Rezension

Mauscheleien in der transplantationsmedizin

Die Lebenden und die Toten
von Nele Neuhaus

Bewertet mit 5 Sternen

 

Ausgerechnet im Vorweihnachtsgeschäft erschießt ein "Sniper" scheinbar wahllos unschuldige Menschen. Da die Mannschaft von Kommissar Oliver von Bodenstein durch Krankheit dezimiert ist, verzichte seine Mitarbeiterin Pia Kirchhoff auf die geplanten Flitterwochen und ermittelt gemeinsam mit ihm.

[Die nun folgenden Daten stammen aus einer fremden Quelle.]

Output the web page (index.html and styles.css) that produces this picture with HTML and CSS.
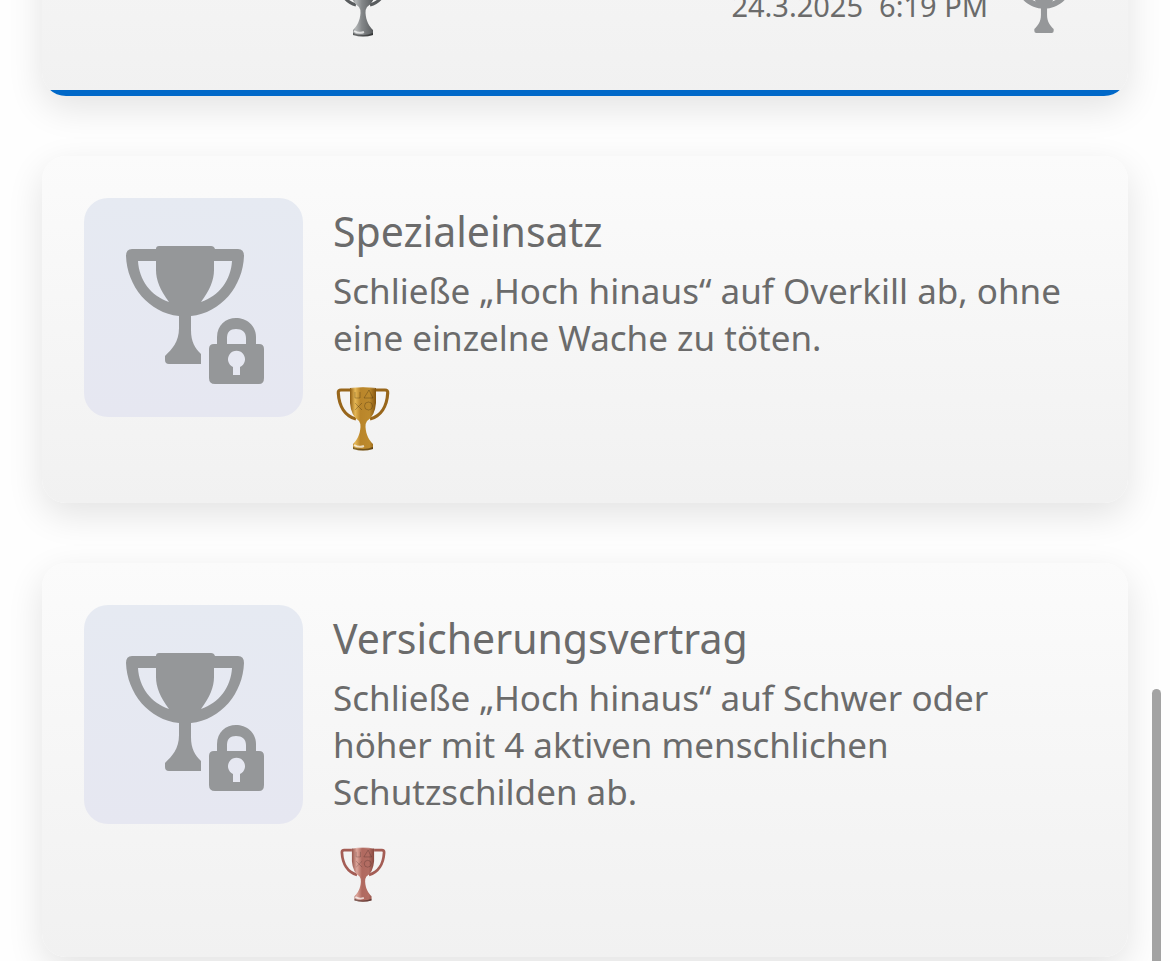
FILE: index.html
```html
<!DOCTYPE html>
<html lang="de">
<head>
<meta charset="utf-8">
<meta name="viewport" content="width=device-width, initial-scale=1">
<title>Spezialeinsatz</title>
<link rel="stylesheet" href="styles.css">
</head>
<body>
<svg class="defs" aria-hidden="true">
  <defs>
    <linearGradient id="silver" x1="0" x2="1" y1="0" y2="0"><stop offset="0" stop-color="#66696b"/><stop offset=".22" stop-color="#b4b7b8"/><stop offset=".45" stop-color="#85888a"/><stop offset=".75" stop-color="#696c6e"/><stop offset="1" stop-color="#3f4244"/></linearGradient>
    <linearGradient id="gold" x1="0" x2="1" y1="0" y2="0"><stop offset="0" stop-color="#8f5d12"/><stop offset=".2" stop-color="#e6b856"/><stop offset=".4" stop-color="#b9852a"/><stop offset=".75" stop-color="#bd8a2d"/><stop offset="1" stop-color="#835410"/></linearGradient>
    <linearGradient id="bronze" x1="0" x2="1" y1="0" y2="0"><stop offset="0" stop-color="#94544b"/><stop offset=".22" stop-color="#dda69b"/><stop offset=".45" stop-color="#b0695f"/><stop offset=".75" stop-color="#b36d63"/><stop offset="1" stop-color="#87483f"/></linearGradient>
    <symbol id="cup" viewBox="0 0 219 219">
      <path fill-rule="evenodd" d="M75 48H127Q130 48 131 51H154Q160 51 160 58C159 88 137 115 107 118V132C107 144 111 150 117 156V166H85Q81 166 81 162V158C88 151 95 144 95 130V118C65 115 43 88 42 58Q42 51 48 51H72Q72 48 75 48ZM54 63C55 82 67 98 85 104C76 92 72 82 72 72V63ZM130 63V72C130 82 126 92 117 104C135 98 147 82 148 63Z"/>
    </symbol>
    <symbol id="cup-whole" viewBox="42 48 118 118">
      <path fill-rule="evenodd" d="M75 48H127Q130 48 131 51H154Q160 51 160 58C159 88 137 115 107 118V130C107 144 113 151 120 158V162Q120 166 116 166H86Q82 166 82 162V158C89 151 95 144 95 130V118C65 115 43 88 42 58Q42 51 48 51H72Q72 48 75 48ZM54 63C55 82 67 98 85 104C76 92 72 82 72 72V63ZM130 63V72C130 82 126 92 117 104C135 98 147 82 148 63Z"/>
    </symbol>
    <symbol id="lock" viewBox="0 0 219 219">
      <path fill-rule="evenodd" d="M133 146V139C133 127 142 120 152 120S172 127 172 139V146H175Q180 146 180 151V180Q180 186 175 186H131Q125 186 125 180V151Q125 146 130 146ZM143 146H162V140C162 134 158 131 152 131S143 134 143 140ZM149 169V177H156V169A8.5 8.5 0 1 0 149 169Z"/>
    </symbol>
    <symbol id="award" viewBox="0 0 60 70">
      <path d="M17 5H8Q5 5 5.300 8C6 21 12 31 23 34M43 5H52Q55 5 54.700 8C54 21 48 31 37 34" fill="none" stroke="currentColor" stroke-width="3.200"/>
      <path d="M17 3Q30 1 43 3V18Q42 31 34 36Q32.500 38 32.500 42C33 50 36 55 40 59V64Q30 67 20 64V59C24 55 27 50 27.500 42Q27.500 38 26 36Q18 31 17 18Z"/>
      <path d="M18 3Q30 1 42 3" fill="none" stroke="#fff" stroke-opacity=".35"/>
      <g fill="none" stroke="#000" stroke-opacity=".22"><path d="M22 7V13H27V7M31 13L36 5L40 13ZM22 18L29 25M29 18L22 25"/><circle cx="35.500" cy="21" r="4"/></g>
      <path d="M20 62Q30 66 40 62V64Q30 67 20 64Z" fill="#000" fill-opacity=".4"/>
      <path d="M21 60Q26 63 31 61" fill="none" stroke="#fff" stroke-opacity=".7" stroke-width="2"/>
    </symbol>
  </defs>
</svg>
<main class="page">
  <ul class="list">
    <li class="card card-earned">
      <div class="earned-row">
        <svg class="award award-silver" role="img" aria-label="Silber"><use href="#award"/></svg>
        <div class="earned">
          <time class="stamp"><span>24.3.2025</span><span>6:19 PM</span></time>
          <svg class="rarity" aria-hidden="true"><use href="#cup-whole"/></svg>
        </div>
      </div>
    </li>
    <li class="card">
      <svg class="tile" viewBox="0 0 219 219" aria-hidden="true"><use href="#cup"/><use href="#lock"/></svg>
      <div class="body">
        <h2 class="title">Spezialeinsatz</h2>
        <p class="text">Schließe „Hoch hinaus“ auf Overkill ab, ohne eine einzelne Wache zu töten.</p>
        <svg class="award award-gold" role="img" aria-label="Gold"><use href="#award"/></svg>
      </div>
    </li>
    <li class="card">
      <svg class="tile" viewBox="0 0 219 219" aria-hidden="true"><use href="#cup"/><use href="#lock"/></svg>
      <div class="body">
        <h2 class="title">Versicherungsvertrag</h2>
        <p class="text">Schließe „Hoch hinaus“ auf Schwer oder höher mit 4 aktiven menschlichen Schutzschilden ab.</p>
        <svg class="award award-bronze" viewBox="-5 -8 70 82" role="img" aria-label="Bronze"><use href="#award" width="60" height="70"/></svg>
      </div>
    </li>
  </ul>
  <div class="scroll-thumb"></div>
</main>
</body>
</html>
```
FILE: styles.css
```css
* { box-sizing: border-box; }

body {
  margin: 0;
  background: #fefefe;
  color: #6b6b6b;
  font-family: "Noto Sans", "Open Sans", sans-serif;
}

.defs {
  position: absolute;
  width: 0;
  height: 0;
}

.page {
  position: relative;
  height: 100vh;
  overflow: hidden;
}

.list {
  display: flex;
  flex-direction: column;
  gap: 60px;
  margin: -60px 0 0;
  padding: 0 42px;
  list-style: none;
}

.card {
  display: flex;
  align-items: flex-start;
  gap: 30px;
  padding: 42px 42px 48px;
  border-radius: 24px;
  background: linear-gradient(#fbfbfb, #f1f1f1);
  box-shadow: 0 12px 36px rgba(0, 0, 0, 0.11);
}

.card-earned {
  padding: 28px 54px 52px 291px;
  background: linear-gradient(#0068c8, #0068c8) bottom / 100% 6px no-repeat, linear-gradient(#f5f5f5, #f1f1f1);
}

.earned-row {
  display: flex;
  flex: 1;
  align-items: center;
  justify-content: space-between;
  height: 76px;
}

.earned {
  display: flex;
  align-items: center;
  gap: 26px;
}

.stamp {
  display: flex;
  gap: 16px;
  font-size: 29px;
  line-height: 40px;
}

.rarity {
  width: 60px;
  height: 60px;
  margin-bottom: 6px;
  fill: #959799;
}

.tile {
  flex: none;
  width: 219px;
  height: 219px;
  border-radius: 24px;
  background: linear-gradient(#e6eaf2, #e6e7f1);
  fill: #959799;
}

.body {
  flex: 1;
  padding-top: 5px;
}

.title {
  margin: 0 0 8px;
  font-size: 41px;
  font-weight: 400;
  line-height: 56px;
}

.text {
  margin: 0 0 24px;
  font-size: 35px;
  line-height: 47px;
}

.award {
  display: block;
  width: 60px;
  height: 70px;
}

.award-silver { fill: url(#silver); color: #595c5e; }
.award-gold { fill: url(#gold); color: #98661b; }
.award-bronze { fill: url(#bronze); color: #a45d55; }

.scroll-thumb {
  position: absolute;
  top: 689px;
  right: 9px;
  bottom: -9px;
  width: 9px;
  border-radius: 5px;
  background: #a3a3a3;
}
```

Als nach einem weiteren Mord der Presse Bekennerbriefe eines "Richters" zugespielt werden, scheint sich ein Durchbruch zu ergeben. Alle Opfer sind Angehörige von Beteiligten an einem Skandal in der Frankfurter Uniklinik. Der Verdacht: Man hat eine Frau sterben lassen, um an ihre Organe zu kommen. Damit rückt natürlich deren Familie naturgemäß in den Fokus der Ermittlungen, aber es gelingt Bodenstein nicht, einen konkreten Täter zu ermitteln, dieser scheint der Polizei immer um ein paar Schritte voraus zu sein. Und da die Beteiligten am Skandal sich auf eine Mauer des Schweigens geeinigt haben, ist auch von dieser seite kein Durchbruch zu erwarten.

Insofern sind es erst die privaten Nachforschungen der Tochter des zweiten Opfers des Snipers, die wissen möchte, warum sich ihr Vater plötzlich so merkwürdig verhält, die die entscheidenden Hinweise geben.

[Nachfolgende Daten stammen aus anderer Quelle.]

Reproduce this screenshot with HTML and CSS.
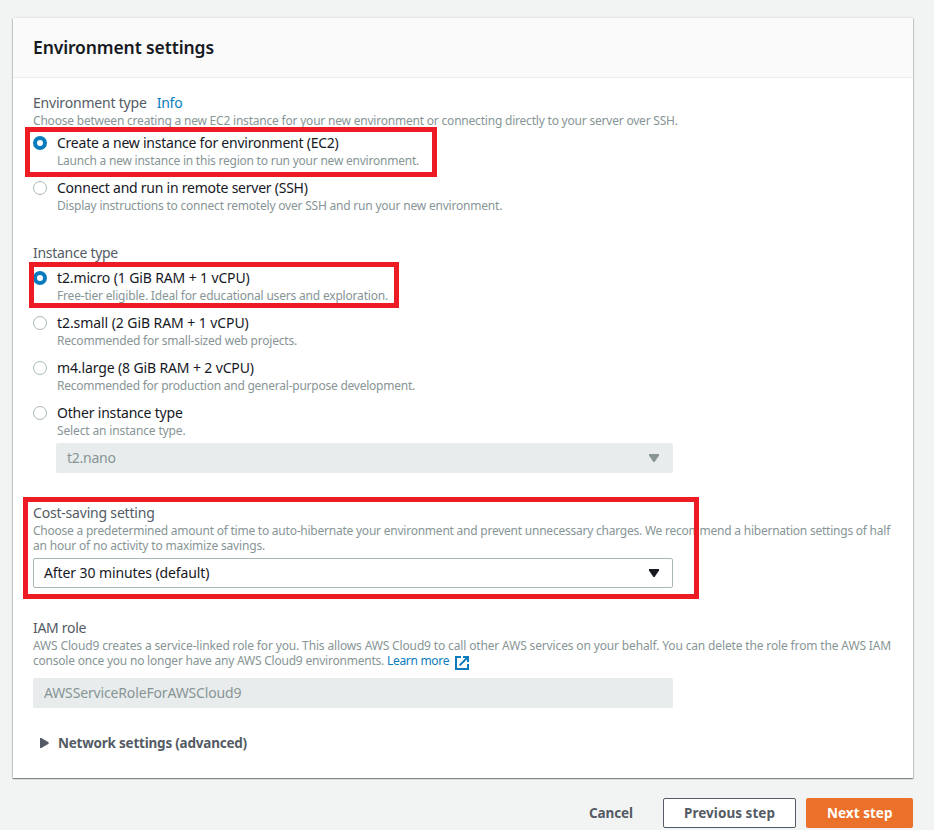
FILE: index.html
```html
<!DOCTYPE html>
<html lang="en">
<head>
<meta charset="utf-8">
<title>Environment settings</title>
<link rel="stylesheet" href="styles.css">
</head>
<body>
<main class="page">
  <section class="card">
    <header class="card-header"><h1>Environment settings</h1></header>
    <div class="card-body">
      <div class="group">
        <div class="label">Environment type<a class="info">Info</a></div>
        <div class="hint"><p>Choose between creating a new EC2 instance for your new environment or connecting directly to your server over SSH.</p></div>
        <div class="options">
          <div class="option"><span class="radio checked"></span><div><div class="name">Create a new instance for environment (EC2)</div><div class="hint launch">Launch a new instance in this region to run your new environment.</div></div></div>
          <div class="option"><span class="radio"></span><div><div class="name">Connect and run in remote server (SSH)</div><div class="hint">Display instructions to connect remotely over SSH and run your new environment.</div></div></div>
        </div>
        <div class="mark mark-type"></div>
      </div>

      <div class="group">
        <div class="label instance">Instance type</div>
        <div class="options">
          <div class="option"><span class="radio checked"></span><div><div class="name spec">t2.micro (1 GiB RAM + 1 vCPU)</div><div class="hint tier">Free-tier eligible. Ideal for educational users and exploration.</div></div></div>
          <div class="option"><span class="radio"></span><div><div class="name spec small">t2.small (2 GiB RAM + 1 vCPU)</div><div class="hint">Recommended for small-sized web projects.</div></div></div>
          <div class="option"><span class="radio"></span><div><div class="name spec">m4.large (8 GiB RAM + 2 vCPU)</div><div class="hint prod">Recommended for production and general-purpose development.</div></div></div>
          <div class="option"><span class="radio"></span><div><div class="name other">Other instance type</div><div class="hint pick">Select an instance type.</div></div></div>
        </div>
        <div class="field disabled nested"><span>t2.nano</span><svg class="caret" width="10" height="8" viewBox="0 0 10 8"><path d="M0 0H10V1.5L5.6 8H4.4L0 1.5Z"/></svg></div>
        <div class="mark mark-instance"></div>
      </div>

      <div class="group">
        <div class="label">Cost-saving setting</div>
        <div class="hint"><p class="choose">Choose a predetermined amount of time to auto-hibernate your environment and prevent unnecessary charges. We recommend a hibernation settings of half</p><p class="hour">an hour of no activity to maximize savings.</p></div>
        <div class="field select"><span>After 30 minutes (default)</span><svg class="caret" width="10" height="8" viewBox="0 0 10 8"><path d="M0 0H10V1.5L5.6 8H4.4L0 1.5Z"/></svg></div>
        <div class="mark mark-cost"></div>
      </div>

      <div class="group">
        <div class="label role">IAM role</div>
        <div class="hint"><p class="creates">AWS Cloud9 creates a service-linked role for you. This allows AWS Cloud9 to call other AWS services on your behalf. You can delete the role from the AWS IAM</p><p class="console">console once you no longer have any AWS Cloud9 environments. <a class="more">Learn more</a><svg class="external" width="14" height="14" viewBox="0 0 14 14"><path d="M6 1H1V13H13V8" fill="none" stroke="currentColor" stroke-width="2"/><path d="M8 1H13V6M13 1L4.6 9.4" fill="none" stroke="currentColor" stroke-width="2"/></svg></p></div>
        <div class="field disabled arn"><span>AWSServiceRoleForAWSCloud9</span></div>
      </div>

      <div class="expander"><svg width="9" height="10" viewBox="0 0 9 10"><path d="M0 0H1.3L8.6 4.3V5.7L1.3 10H0Z"/></svg><span>Network settings (advanced)</span></div>
    </div>
  </section>
  <footer class="actions">
    <button class="btn link">Cancel</button>
    <button class="btn normal">Previous step</button>
    <button class="btn primary">Next step</button>
  </footer>
</main>
</body>
</html>
```
FILE: styles.css
```css
* { box-sizing: border-box; }
body {
  margin: 0;
  height: 830px;
  overflow: hidden;
  background: #f2f3f3;
  color: #16191f;
  font: 14px/20px "Noto Sans", "Open Sans", sans-serif;
  letter-spacing: -0.24px;
}
p, h1 { margin: 0; }
.page { padding: 18px 21px 0 13px; }
.card {
  height: 760px;
  background: #fff;
  box-shadow: 0 1px 1px 0 rgba(0, 28, 36, .3), 1px 1px 1px 0 rgba(0, 28, 36, .15), -1px 1px 1px 0 rgba(0, 28, 36, .15), 0 -1px 1px 0 #e4e8e8;
}
.card-header {
  height: 60px;
  padding: 18px 20px 0;
  background: #fafafa;
  border-bottom: 1px solid #eaeded;
}
h1 { font-size: 17.5px; line-height: 22px; font-weight: 600; letter-spacing: -0.12px; }
.card-body { padding: 15px 20px 0; }
.group { position: relative; margin-bottom: 30px; }
.label { color: #545b64; letter-spacing: -0.2px; }
.instance { letter-spacing: -0.28px; }
.role { letter-spacing: -0.31px; }
.info { margin-left: 10px; color: #0a7cbd; }
.hint {
  color: #879596;
  font-size: 12px;
  line-height: 15px;
  letter-spacing: -0.207px;
  white-space: nowrap;
}
.launch { letter-spacing: -0.226px; }
.tier { letter-spacing: -0.19px; }
.prod { letter-spacing: -0.237px; }
.pick { letter-spacing: -0.14px; }
.choose { letter-spacing: -0.231px; }
.hour { letter-spacing: -0.182px; }
.creates { letter-spacing: -0.147px; }
.console { display: flex; letter-spacing: -0.22px; }
.more { margin-left: 3px; color: #0a7cbd; letter-spacing: -0.32px; }
.external { margin: 3px 0 -2px 6px; color: #0a7cbd; }
.options { display: grid; gap: 10px; margin-top: 5px; }
.option { display: flex; gap: 10px; }
.spec { letter-spacing: -0.13px; }
.small { letter-spacing: -0.075px; }
.other { letter-spacing: -0.2px; }
.radio {
  width: 14px;
  height: 14px;
  margin-top: 3px;
  border: 1px solid #aab7b8;
  border-radius: 50%;
  background: #fff;
}
.radio.checked { border: 4px solid #0a7cbd; }
.field {
  display: flex;
  align-items: center;
  justify-content: space-between;
  width: 640px;
  height: 30px;
  padding: 0 14px 0 11px;
  border-radius: 2px;
}
.disabled { background: #e8ecec; color: #879596; }
.nested { width: 617px; margin: 5px 0 0 23px; }
.select {
  margin-top: 5px;
  padding: 0 13px 0 10px;
  border: 1px solid #aab7b8;
  letter-spacing: -0.1px;
}
.arn { margin-top: 10px; letter-spacing: -0.15px; }
.caret { fill: currentColor; }
.expander {
  display: flex;
  align-items: center;
  gap: 9px;
  padding-left: 7px;
  margin-top: -5px;
  color: #545b64;
  font-size: 13.5px;
  font-weight: 700;
  letter-spacing: -0.22px;
}
.expander svg { fill: #545b64; }
.mark { position: absolute; border: 5px solid #ed1c24; pointer-events: none; }
.mark-type { left: -8px; top: 34px; width: 412px; height: 50px; }
.mark-instance { left: -4px; top: 19px; width: 370px; height: 46px; }
.mark-cost { left: -10px; top: -6px; width: 676px; height: 102px; }
.actions { display: flex; justify-content: flex-end; gap: 10px; margin-top: 20px; }
.btn {
  height: 30px;
  padding: 0 20px;
  border: 1px solid transparent;
  border-radius: 2px;
  background: none;
  color: #545b64;
  font: 700 13.5px/20px "Noto Sans", "Open Sans", sans-serif;
  letter-spacing: 0.04px;
  white-space: nowrap;
}
.link { padding: 0 19px; letter-spacing: -0.1px; }
.normal { width: 133px; background: #fff; border-color: #545b64; }
.primary { width: 107px; background: #eb7029; color: #fff; }
```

Nachdem ich anfangs eher gedacht habe, dass Frau Neuhaus der fatalen Neigung Anreas Franz' zu immer mehr und brutaleren Morden folgt, stellt sich die Geschichte dann doch als gut durchdacht und in sich logisch dar. Das Thema Organspende, angeregt durch die jüngsten Skandale, ist auch hier glaubwürdig und in seiner ganzen Bandbreite dargestellt. Natürlich werden Angehörige unter Druck gesetzt, damit die Organe entnommen werden dürfen, ebenso richtig ist aber auch, dass diese Organe andere retten können. Das Problem, ob der Hirntod der "richtige" Tod ist, ist ja nach wie vor umstritten. Im konkreteten Fall spielt diese Frage letztendlich aber nur eine untergeordnete Rolle, da der Skandal ganz woanders liegt. Indirekt ist der Roman, ob gewollt oder nicht, ein Plädoyer für die nötige eigene Auseinandersetzung mit der Bereitschaft zur Organspende. Egal, wie diese ausfällt, mit oder ohne Organspendeausweis wird die Verantwortung jedenfalls nicht auf die Angehörigen abgewälzt, die unter Druck Entscheidungen treffen müsssen, deren Folgen sie unter Umständen lebenslang zu tragen haben.

Etwas störend fand ich die überzeichnete Figur eines hinzugezogenen "Profilers", der so ziemlich alles falsch macht, was falsch zu machen ist und somit die beiden Hauptfiguren, die natürlich eher auf der richtigen Spur ermitteln, zu wahren Lichtgestalten macht.

Ein zweiter Wermutstropfen: "Der Spurensichererer waren schon am Tatort". Warum fallen solche Schnitzer Lektoren eigentlich nicht auf?